> _Task prompt_: Reproduce the records. Keep every word exact and include no images.

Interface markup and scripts
<<<<
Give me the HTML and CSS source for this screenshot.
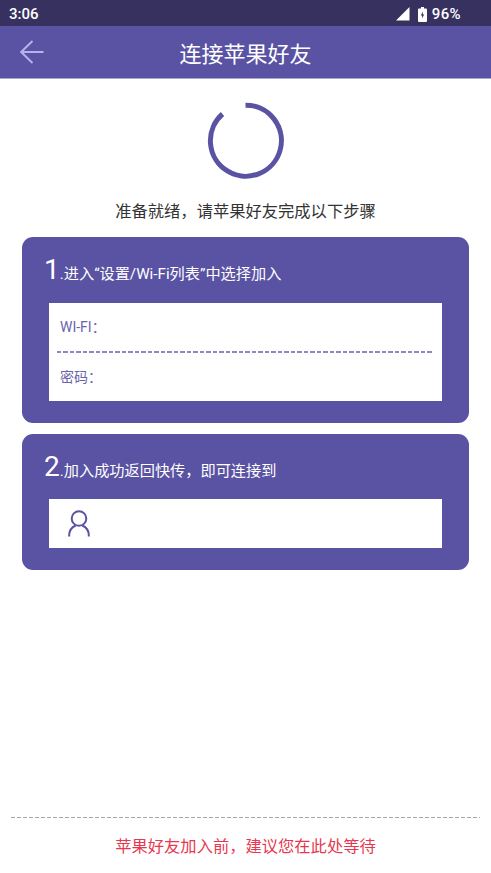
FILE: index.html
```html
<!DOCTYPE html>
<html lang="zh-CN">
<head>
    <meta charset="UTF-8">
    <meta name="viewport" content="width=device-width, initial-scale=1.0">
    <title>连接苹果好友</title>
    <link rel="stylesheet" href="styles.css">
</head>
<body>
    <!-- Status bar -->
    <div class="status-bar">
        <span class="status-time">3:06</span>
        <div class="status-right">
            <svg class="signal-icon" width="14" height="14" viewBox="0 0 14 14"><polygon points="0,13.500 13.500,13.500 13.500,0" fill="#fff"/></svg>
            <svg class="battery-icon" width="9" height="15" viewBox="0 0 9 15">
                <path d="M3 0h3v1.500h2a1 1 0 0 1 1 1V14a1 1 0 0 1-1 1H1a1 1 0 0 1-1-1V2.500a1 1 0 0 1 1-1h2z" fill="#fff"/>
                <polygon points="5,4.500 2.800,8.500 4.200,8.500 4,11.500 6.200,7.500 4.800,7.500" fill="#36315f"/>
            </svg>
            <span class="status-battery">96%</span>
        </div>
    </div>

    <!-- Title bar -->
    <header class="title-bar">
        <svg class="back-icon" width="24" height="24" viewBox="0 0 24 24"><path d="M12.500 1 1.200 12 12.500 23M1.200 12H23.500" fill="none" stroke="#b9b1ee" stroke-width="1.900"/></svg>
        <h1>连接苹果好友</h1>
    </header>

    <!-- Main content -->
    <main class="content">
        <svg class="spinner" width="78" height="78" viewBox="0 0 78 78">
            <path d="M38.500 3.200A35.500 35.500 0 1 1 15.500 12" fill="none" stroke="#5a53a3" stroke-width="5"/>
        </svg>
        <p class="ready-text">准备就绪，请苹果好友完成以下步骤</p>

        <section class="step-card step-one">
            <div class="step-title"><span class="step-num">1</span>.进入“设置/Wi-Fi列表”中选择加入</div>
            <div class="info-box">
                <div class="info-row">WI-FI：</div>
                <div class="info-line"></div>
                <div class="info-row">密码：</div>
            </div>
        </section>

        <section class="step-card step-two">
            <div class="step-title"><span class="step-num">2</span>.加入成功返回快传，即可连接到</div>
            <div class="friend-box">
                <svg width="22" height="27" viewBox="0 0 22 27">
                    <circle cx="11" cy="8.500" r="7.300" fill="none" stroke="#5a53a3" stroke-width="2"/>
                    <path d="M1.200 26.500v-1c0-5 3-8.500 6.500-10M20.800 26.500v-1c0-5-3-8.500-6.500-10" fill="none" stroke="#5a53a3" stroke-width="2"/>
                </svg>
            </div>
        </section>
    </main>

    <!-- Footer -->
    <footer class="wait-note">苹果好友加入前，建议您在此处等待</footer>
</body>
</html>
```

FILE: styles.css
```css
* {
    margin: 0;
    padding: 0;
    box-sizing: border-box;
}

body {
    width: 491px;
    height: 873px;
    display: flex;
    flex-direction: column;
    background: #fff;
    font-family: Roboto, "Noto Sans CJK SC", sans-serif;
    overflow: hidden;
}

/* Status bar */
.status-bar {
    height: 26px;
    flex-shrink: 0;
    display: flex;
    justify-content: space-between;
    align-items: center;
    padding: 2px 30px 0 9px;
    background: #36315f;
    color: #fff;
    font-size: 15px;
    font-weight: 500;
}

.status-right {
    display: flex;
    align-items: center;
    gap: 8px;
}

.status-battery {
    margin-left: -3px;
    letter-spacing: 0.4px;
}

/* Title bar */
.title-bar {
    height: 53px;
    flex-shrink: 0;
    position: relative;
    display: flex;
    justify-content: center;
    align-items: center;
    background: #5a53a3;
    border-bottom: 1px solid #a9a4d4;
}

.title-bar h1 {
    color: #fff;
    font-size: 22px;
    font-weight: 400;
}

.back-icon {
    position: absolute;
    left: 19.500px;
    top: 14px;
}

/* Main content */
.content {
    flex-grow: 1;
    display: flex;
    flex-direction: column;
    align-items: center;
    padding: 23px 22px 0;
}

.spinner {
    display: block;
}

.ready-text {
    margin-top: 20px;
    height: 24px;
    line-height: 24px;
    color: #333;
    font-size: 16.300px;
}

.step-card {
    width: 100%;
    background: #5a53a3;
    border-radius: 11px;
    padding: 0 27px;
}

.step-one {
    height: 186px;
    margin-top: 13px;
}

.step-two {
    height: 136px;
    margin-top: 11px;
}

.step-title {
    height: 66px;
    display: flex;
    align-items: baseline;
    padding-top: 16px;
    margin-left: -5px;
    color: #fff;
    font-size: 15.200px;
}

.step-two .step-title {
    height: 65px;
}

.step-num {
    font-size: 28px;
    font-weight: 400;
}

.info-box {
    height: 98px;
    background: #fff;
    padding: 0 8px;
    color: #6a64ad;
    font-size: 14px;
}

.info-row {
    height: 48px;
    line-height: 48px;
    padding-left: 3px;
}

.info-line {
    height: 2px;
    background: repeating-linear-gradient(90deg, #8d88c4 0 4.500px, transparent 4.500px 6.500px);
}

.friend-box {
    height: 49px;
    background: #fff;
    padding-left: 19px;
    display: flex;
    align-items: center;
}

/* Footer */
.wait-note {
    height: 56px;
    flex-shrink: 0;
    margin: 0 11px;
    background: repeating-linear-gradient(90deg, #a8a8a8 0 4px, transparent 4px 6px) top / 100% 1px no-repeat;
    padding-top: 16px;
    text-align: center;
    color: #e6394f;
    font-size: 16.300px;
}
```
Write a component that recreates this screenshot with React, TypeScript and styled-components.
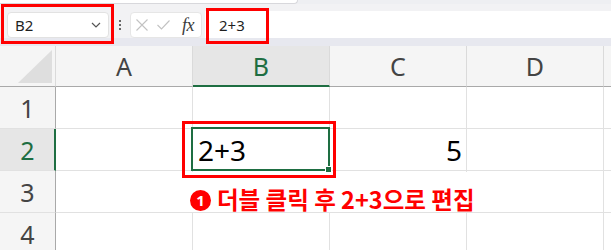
>>>>
> _Written reply_:
Give me the HTML and CSS source for this screenshot.
FILE: index.html
```html
<!DOCTYPE html>
<html lang="zh-CN">
<head>
    <meta charset="UTF-8">
    <meta name="viewport" content="width=device-width, initial-scale=1.0">
    <title>连接苹果好友</title>
    <link rel="stylesheet" href="styles.css">
</head>
<body>
    <!-- Status bar -->
    <div class="status-bar">
        <span class="status-time">3:06</span>
        <div class="status-right">
            <svg class="signal-icon" width="14" height="14" viewBox="0 0 14 14"><polygon points="0,13.500 13.500,13.500 13.500,0" fill="#fff"/></svg>
            <svg class="battery-icon" width="9" height="15" viewBox="0 0 9 15">
                <path d="M3 0h3v1.500h2a1 1 0 0 1 1 1V14a1 1 0 0 1-1 1H1a1 1 0 0 1-1-1V2.500a1 1 0 0 1 1-1h2z" fill="#fff"/>
                <polygon points="5,4.500 2.800,8.500 4.200,8.500 4,11.500 6.200,7.500 4.800,7.500" fill="#36315f"/>
            </svg>
            <span class="status-battery">96%</span>
        </div>
    </div>

    <!-- Title bar -->
    <header class="title-bar">
        <svg class="back-icon" width="24" height="24" viewBox="0 0 24 24"><path d="M12.500 1 1.200 12 12.500 23M1.200 12H23.500" fill="none" stroke="#b9b1ee" stroke-width="1.900"/></svg>
        <h1>连接苹果好友</h1>
    </header>

    <!-- Main content -->
    <main class="content">
        <svg class="spinner" width="78" height="78" viewBox="0 0 78 78">
            <path d="M38.500 3.200A35.500 35.500 0 1 1 15.500 12" fill="none" stroke="#5a53a3" stroke-width="5"/>
        </svg>
        <p class="ready-text">准备就绪，请苹果好友完成以下步骤</p>

        <section class="step-card step-one">
            <div class="step-title"><span class="step-num">1</span>.进入“设置/Wi-Fi列表”中选择加入</div>
            <div class="info-box">
                <div class="info-row">WI-FI：</div>
                <div class="info-line"></div>
                <div class="info-row">密码：</div>
            </div>
        </section>

        <section class="step-card step-two">
            <div class="step-title"><span class="step-num">2</span>.加入成功返回快传，即可连接到</div>
            <div class="friend-box">
                <svg width="22" height="27" viewBox="0 0 22 27">
                    <circle cx="11" cy="8.500" r="7.300" fill="none" stroke="#5a53a3" stroke-width="2"/>
                    <path d="M1.200 26.500v-1c0-5 3-8.500 6.500-10M20.800 26.500v-1c0-5-3-8.500-6.500-10" fill="none" stroke="#5a53a3" stroke-width="2"/>
                </svg>
            </div>
        </section>
    </main>

    <!-- Footer -->
    <footer class="wait-note">苹果好友加入前，建议您在此处等待</footer>
</body>
</html>
```

FILE: styles.css
```css
* {
    margin: 0;
    padding: 0;
    box-sizing: border-box;
}

body {
    width: 491px;
    height: 873px;
    display: flex;
    flex-direction: column;
    background: #fff;
    font-family: Roboto, "Noto Sans CJK SC", sans-serif;
    overflow: hidden;
}

/* Status bar */
.status-bar {
    height: 26px;
    flex-shrink: 0;
    display: flex;
    justify-content: space-between;
    align-items: center;
    padding: 2px 30px 0 9px;
    background: #36315f;
    color: #fff;
    font-size: 15px;
    font-weight: 500;
}

.status-right {
    display: flex;
    align-items: center;
    gap: 8px;
}

.status-battery {
    margin-left: -3px;
    letter-spacing: 0.4px;
}

/* Title bar */
.title-bar {
    height: 53px;
    flex-shrink: 0;
    position: relative;
    display: flex;
    justify-content: center;
    align-items: center;
    background: #5a53a3;
    border-bottom: 1px solid #a9a4d4;
}

.title-bar h1 {
    color: #fff;
    font-size: 22px;
    font-weight: 400;
}

.back-icon {
    position: absolute;
    left: 19.500px;
    top: 14px;
}

/* Main content */
.content {
    flex-grow: 1;
    display: flex;
    flex-direction: column;
    align-items: center;
    padding: 23px 22px 0;
}

.spinner {
    display: block;
}

.ready-text {
    margin-top: 20px;
    height: 24px;
    line-height: 24px;
    color: #333;
    font-size: 16.300px;
}

.step-card {
    width: 100%;
    background: #5a53a3;
    border-radius: 11px;
    padding: 0 27px;
}

.step-one {
    height: 186px;
    margin-top: 13px;
}

.step-two {
    height: 136px;
    margin-top: 11px;
}

.step-title {
    height: 66px;
    display: flex;
    align-items: baseline;
    padding-top: 16px;
    margin-left: -5px;
    color: #fff;
    font-size: 15.200px;
}

.step-two .step-title {
    height: 65px;
}

.step-num {
    font-size: 28px;
    font-weight: 400;
}

.info-box {
    height: 98px;
    background: #fff;
    padding: 0 8px;
    color: #6a64ad;
    font-size: 14px;
}

.info-row {
    height: 48px;
    line-height: 48px;
    padding-left: 3px;
}

.info-line {
    height: 2px;
    background: repeating-linear-gradient(90deg, #8d88c4 0 4.500px, transparent 4.500px 6.500px);
}

.friend-box {
    height: 49px;
    background: #fff;
    padding-left: 19px;
    display: flex;
    align-items: center;
}

/* Footer */
.wait-note {
    height: 56px;
    flex-shrink: 0;
    margin: 0 11px;
    background: repeating-linear-gradient(90deg, #a8a8a8 0 4px, transparent 4px 6px) top / 100% 1px no-repeat;
    padding-top: 16px;
    text-align: center;
    color: #e6394f;
    font-size: 16.300px;
}
```
Write a component that recreates this screenshot with React, TypeScript and styled-components.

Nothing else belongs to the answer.